Exercise goal: Look through the material below. Copy each line that contains the string "this".

Stored items:
[START]

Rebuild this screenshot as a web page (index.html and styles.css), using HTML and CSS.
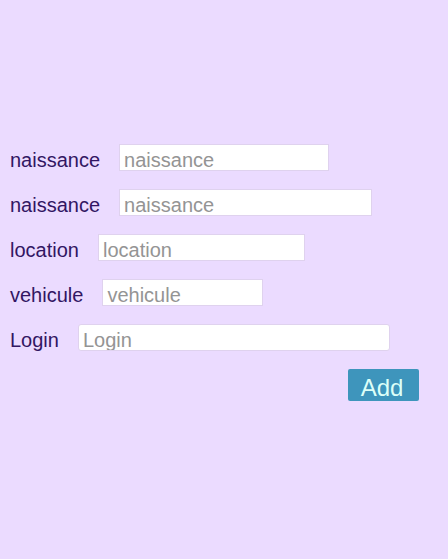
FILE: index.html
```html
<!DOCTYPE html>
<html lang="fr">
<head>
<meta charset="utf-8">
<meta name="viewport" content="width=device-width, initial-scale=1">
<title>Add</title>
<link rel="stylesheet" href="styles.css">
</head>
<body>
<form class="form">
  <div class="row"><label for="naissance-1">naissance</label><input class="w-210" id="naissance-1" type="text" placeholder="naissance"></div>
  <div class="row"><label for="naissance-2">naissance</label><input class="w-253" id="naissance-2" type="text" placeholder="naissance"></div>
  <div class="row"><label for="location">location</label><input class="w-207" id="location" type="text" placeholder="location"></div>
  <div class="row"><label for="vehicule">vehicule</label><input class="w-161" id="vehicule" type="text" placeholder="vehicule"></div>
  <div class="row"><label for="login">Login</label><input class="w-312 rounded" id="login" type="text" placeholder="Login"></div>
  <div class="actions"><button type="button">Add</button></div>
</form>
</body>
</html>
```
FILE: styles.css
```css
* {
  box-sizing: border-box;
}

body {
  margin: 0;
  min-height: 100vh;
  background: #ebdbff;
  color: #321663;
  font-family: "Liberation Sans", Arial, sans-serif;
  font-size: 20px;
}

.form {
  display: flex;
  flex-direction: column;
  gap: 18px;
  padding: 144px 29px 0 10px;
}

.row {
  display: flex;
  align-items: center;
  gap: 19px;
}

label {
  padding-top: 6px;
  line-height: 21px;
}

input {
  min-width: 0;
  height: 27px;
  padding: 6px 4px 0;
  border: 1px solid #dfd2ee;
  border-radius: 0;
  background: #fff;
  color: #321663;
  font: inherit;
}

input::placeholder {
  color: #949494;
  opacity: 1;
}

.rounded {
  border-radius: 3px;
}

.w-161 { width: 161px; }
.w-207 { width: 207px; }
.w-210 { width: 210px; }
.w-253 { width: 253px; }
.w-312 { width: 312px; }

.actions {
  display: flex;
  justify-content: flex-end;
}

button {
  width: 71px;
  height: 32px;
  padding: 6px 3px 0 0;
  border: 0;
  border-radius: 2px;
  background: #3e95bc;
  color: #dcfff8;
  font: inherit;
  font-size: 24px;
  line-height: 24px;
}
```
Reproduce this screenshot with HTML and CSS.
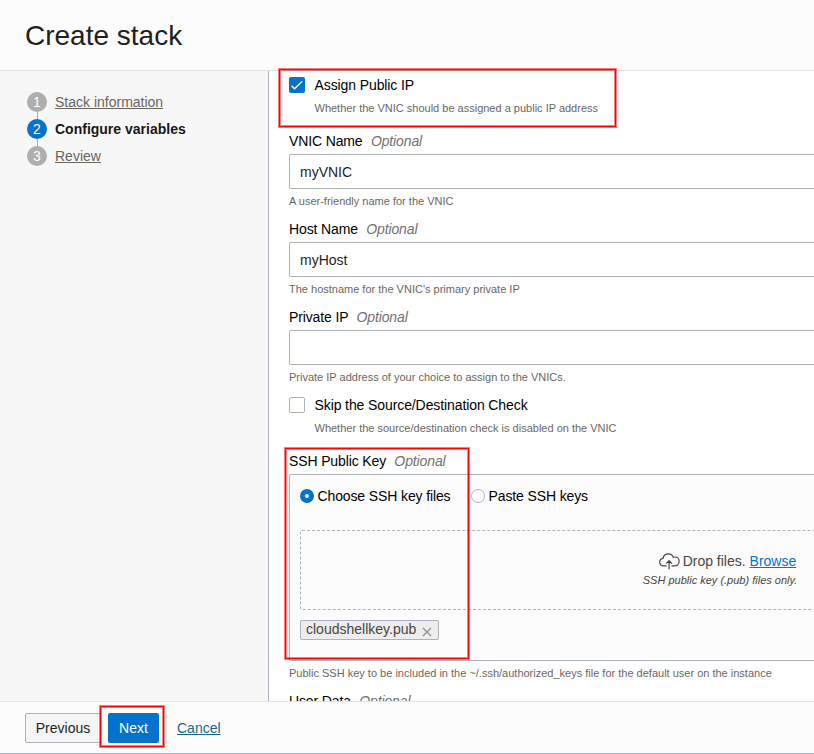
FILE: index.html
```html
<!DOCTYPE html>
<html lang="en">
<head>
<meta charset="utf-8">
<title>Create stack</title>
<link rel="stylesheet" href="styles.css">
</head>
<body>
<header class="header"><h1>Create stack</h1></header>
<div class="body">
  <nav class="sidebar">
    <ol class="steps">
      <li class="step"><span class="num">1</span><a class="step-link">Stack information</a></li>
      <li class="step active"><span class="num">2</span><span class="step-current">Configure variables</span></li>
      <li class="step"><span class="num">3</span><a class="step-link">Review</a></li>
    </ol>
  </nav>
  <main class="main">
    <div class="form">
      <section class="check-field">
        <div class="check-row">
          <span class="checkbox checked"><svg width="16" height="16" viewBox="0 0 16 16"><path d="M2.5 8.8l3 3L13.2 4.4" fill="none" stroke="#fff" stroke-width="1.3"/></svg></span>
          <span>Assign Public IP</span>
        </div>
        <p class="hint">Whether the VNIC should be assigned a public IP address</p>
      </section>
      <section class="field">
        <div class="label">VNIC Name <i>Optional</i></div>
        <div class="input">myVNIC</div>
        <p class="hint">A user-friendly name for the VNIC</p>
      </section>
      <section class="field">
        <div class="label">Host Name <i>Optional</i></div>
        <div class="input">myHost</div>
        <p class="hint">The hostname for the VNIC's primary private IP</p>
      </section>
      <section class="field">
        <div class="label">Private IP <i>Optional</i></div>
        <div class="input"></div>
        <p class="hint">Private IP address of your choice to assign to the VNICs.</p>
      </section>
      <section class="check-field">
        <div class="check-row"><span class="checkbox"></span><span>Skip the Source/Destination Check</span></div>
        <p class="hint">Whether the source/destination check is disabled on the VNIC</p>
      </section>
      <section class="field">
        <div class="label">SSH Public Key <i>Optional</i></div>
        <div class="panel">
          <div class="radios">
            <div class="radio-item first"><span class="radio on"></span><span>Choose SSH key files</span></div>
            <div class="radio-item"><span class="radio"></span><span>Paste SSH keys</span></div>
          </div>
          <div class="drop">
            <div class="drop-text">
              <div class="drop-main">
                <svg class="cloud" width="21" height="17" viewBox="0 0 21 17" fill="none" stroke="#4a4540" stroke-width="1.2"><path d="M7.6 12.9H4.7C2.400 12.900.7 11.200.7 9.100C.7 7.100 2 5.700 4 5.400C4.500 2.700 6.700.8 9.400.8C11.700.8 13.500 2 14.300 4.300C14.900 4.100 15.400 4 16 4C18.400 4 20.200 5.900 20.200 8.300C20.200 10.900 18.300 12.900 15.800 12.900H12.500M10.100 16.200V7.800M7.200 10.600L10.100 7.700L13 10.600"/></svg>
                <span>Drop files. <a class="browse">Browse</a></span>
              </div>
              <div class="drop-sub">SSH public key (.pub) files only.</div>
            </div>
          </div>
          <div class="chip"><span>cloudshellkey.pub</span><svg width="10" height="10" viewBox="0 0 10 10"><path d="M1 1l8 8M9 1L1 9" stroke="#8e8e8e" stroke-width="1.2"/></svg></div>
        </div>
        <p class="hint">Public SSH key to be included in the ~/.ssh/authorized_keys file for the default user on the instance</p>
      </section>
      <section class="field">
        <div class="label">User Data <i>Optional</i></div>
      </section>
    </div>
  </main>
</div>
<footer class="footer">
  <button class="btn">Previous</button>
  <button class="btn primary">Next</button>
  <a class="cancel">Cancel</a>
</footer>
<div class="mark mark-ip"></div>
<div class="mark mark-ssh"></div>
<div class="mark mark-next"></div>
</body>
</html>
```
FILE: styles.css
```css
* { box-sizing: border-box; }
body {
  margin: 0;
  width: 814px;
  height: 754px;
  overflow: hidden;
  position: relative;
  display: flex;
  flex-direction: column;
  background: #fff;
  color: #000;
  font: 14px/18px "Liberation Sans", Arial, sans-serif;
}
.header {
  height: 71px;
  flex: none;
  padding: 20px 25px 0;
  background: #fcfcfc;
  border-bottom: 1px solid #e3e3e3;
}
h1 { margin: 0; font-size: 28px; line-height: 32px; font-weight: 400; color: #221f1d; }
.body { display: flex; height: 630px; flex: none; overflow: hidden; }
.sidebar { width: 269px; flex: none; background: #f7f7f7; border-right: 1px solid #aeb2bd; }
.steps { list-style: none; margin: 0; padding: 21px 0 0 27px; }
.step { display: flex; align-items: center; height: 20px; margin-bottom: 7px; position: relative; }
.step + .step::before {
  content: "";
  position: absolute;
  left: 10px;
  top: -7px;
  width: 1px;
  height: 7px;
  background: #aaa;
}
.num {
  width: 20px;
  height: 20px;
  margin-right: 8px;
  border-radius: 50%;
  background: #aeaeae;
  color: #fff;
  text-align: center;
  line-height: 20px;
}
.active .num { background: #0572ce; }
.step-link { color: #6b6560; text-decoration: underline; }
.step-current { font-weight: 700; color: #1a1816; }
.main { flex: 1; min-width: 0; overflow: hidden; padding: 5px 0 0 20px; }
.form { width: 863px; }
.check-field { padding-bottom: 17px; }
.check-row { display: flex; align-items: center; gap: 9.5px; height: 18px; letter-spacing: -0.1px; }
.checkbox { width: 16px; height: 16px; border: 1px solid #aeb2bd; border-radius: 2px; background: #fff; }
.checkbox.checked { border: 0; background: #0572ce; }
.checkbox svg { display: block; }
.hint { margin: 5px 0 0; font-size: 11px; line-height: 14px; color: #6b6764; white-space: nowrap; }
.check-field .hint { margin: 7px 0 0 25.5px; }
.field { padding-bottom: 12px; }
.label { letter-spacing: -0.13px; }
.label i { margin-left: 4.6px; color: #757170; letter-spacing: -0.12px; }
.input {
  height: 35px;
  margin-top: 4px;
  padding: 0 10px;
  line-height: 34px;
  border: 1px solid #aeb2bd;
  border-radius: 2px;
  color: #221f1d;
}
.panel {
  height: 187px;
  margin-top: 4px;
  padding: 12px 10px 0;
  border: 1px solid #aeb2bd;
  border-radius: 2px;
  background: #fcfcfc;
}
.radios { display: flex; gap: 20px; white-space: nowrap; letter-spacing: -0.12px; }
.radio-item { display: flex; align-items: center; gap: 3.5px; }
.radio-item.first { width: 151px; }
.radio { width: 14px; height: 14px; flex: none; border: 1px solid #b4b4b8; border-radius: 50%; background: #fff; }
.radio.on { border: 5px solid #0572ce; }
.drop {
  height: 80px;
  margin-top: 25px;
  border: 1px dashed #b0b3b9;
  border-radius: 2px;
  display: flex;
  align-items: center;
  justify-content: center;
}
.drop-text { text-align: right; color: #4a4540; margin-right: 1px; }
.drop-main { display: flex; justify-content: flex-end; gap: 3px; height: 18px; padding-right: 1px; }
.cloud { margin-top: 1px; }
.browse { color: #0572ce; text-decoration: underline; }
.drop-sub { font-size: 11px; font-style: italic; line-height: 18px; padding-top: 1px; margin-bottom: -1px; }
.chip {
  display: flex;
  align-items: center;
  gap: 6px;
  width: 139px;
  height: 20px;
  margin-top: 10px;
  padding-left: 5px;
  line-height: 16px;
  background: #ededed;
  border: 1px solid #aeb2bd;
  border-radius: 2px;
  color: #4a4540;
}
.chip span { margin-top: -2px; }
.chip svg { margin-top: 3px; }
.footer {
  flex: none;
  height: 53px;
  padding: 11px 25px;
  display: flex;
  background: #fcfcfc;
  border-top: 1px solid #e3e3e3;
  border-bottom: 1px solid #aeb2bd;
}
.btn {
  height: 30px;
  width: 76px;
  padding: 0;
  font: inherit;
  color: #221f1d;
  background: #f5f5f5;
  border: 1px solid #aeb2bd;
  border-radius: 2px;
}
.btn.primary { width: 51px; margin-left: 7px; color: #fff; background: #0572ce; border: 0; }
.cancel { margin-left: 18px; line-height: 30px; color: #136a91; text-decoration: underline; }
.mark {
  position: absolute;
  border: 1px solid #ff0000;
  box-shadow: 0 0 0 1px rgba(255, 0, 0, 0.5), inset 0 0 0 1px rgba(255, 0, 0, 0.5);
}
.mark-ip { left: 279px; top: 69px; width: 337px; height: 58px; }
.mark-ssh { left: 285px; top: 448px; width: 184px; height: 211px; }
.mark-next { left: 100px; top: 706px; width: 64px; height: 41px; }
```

[END]

Exercise output:
Rebuild this screenshot as a web page (index.html and styles.css), using HTML and CSS.
Reproduce this screenshot with HTML and CSS.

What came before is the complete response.